Sim, eu fui de chinelo. E acredite, na Caixa Econômica Federal isso é muito. Na última vez eu sentei ao lado de um cara mijado.

Foi uma bosta.

Enfim.

Por causa da anormalidade carioca em conseguir causar uma sensação térmica de 42º na rua e -12º na sombra, o meu sistema imunológico que é muito semelhante ao de uma garota de 7 anos (só que pior) me colocou numa crise alérgica terrível. Literalmente a cada passo era um espirro, o que tornava a árdua missão de caminhar até um local de merda muito pior e desagradável.

Entre trancos e barrancos, no meio do caminho encontrei uma velhinha com um semblante de aflição tentando atravessar uma rua. Pudera, a rua era movimentadíssima e, embora fosse a única opção, atravessá-la fora do sinal era uma tarefa arriscadíssima para aqueles cuja destreza foi afetada por tantos anos já gastos em sua gloriosa história de moradora taquarense.

Sensibilizado pela cena e pela dualidade entre o progresso e a tradição, onde tantos carros parcelados em crediários longuíssimos impediam o avanço daqueles que foram os pilares de nossa sociedade, lembrei-me de Epicuro proclamando que "caráter é aquilo que você é quando ninguém está te olhando" e decidi oferecer amparo para a sofrida velhinha.

Mas antes da boa ação, me perdi em devaneios. Eu não tenho um bom histórico com velhinhas. Já passei por poucas e boas com senhoras que poderiam ser mães da minha avó. Me perguntei "Será que ela não é mais uma velhinha marota?" e pela possibilidade da resposta ser positiva, fiz menção em recuar. Mas lembrei-me do provérbio "fazei o bem, sem olhar a quem" e decidi arriscar e ver qual era a da senhorinha.

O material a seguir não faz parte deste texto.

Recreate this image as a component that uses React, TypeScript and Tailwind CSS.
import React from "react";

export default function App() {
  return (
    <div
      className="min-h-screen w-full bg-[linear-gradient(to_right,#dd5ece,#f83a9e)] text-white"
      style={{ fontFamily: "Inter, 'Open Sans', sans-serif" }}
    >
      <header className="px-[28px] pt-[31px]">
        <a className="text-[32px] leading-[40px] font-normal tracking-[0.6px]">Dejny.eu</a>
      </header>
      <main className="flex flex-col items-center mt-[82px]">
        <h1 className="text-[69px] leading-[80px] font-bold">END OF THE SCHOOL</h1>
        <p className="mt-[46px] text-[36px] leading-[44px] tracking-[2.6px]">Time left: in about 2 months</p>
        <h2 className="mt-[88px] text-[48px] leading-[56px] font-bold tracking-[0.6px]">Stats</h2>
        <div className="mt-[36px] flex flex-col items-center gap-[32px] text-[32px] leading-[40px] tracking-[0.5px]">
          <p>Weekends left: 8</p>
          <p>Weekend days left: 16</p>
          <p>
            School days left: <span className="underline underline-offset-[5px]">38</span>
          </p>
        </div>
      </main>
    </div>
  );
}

- Oi senhora... Precisa de ajuda para atravessar a rua?

- Oh meu jovem... Claro que sim, me dá a mão que a gente atravessa juntos.

Olhei para aquela mão cheia de manchinhas e confesso que vacilei. Umas memórias repreendidas voltaram de supetão, mas mantive o sorriso no rosto e dei a mão para aquela boa senhora com cheirinho de Leite de Rosas.

O nome poderia ser "Idoso Engarrafado" ou então "Japeri"

Pois bem.

Eis que o cheirinho da senhora somado a minha terrível crise alérgica acabou rendendo no "Recorde mundial de espirros em sucessão proferidos por um jovem negro suburbano durante uma boa ação".

Provavelmente para os transeuntes a cena era a gravação de algum comercial do Benegripe ou afins, pois eu espirrei até sentir gosto de sangue em minhas fungadas. Eu não conseguia parar e, se você não me conhece pessoalmente, saiba que meus espirros também são acompanhados por pulinhos que colocam minha heterossexualidade em dúvida para os desavisados.

Já tonto após tantos espirros e com o nariz escorrendo, eis que uma mão amiga me ajudou.

E era uma mãozinha pequenininha cheia de manchinhas.

- EITA MOÇO, MAS TU TÁ MAL MESMO HEIN! VEM CÁ, ME DÁ A MÃO PROS CORRE, VEM...

E tal qual uma boneca grande, com um puxão e tropeçando pelas tabelas, a velhinha me ajudou a atravessar a rua.

A cena foi tão humilhante que eu senti toda a minha masculinidade escorrer pelo meu nariz ao chegar ao outro lado da rua. Onde estava a virilidade de meus ancestrais? Aqueles que lutaram contra tigres dentes-de-sabre, os africanos que lutaram pela abolição da escravatura e resistiram tanto tempo em quilombos, os árabes que com seu intelecto reinventaram a matemática, os negros malandros que criaram uma série de golpes e revolucionaram o estelionato no Rio de Janeiro?

Todos provavelmente estavam lá, dando duplos twists carpados em suas tumbas e pensando no quanto lutaram por tudo isso para ter um representante merda como eu em tempos contemporâneos.

O pior de tudo?

No outro lado da rua, já sem ar após tantos espirros, a velhinha resplandecendo no horizonte falou com toda a epitome de sua sabedoria:

- Pois é né, moço... Chegando na sua casa toma um suquinho e descansa para ter mais disposição.

E assim como veio, foi-se.

Obrigado, Dona Velha. Espero que a gente se encontre de novo.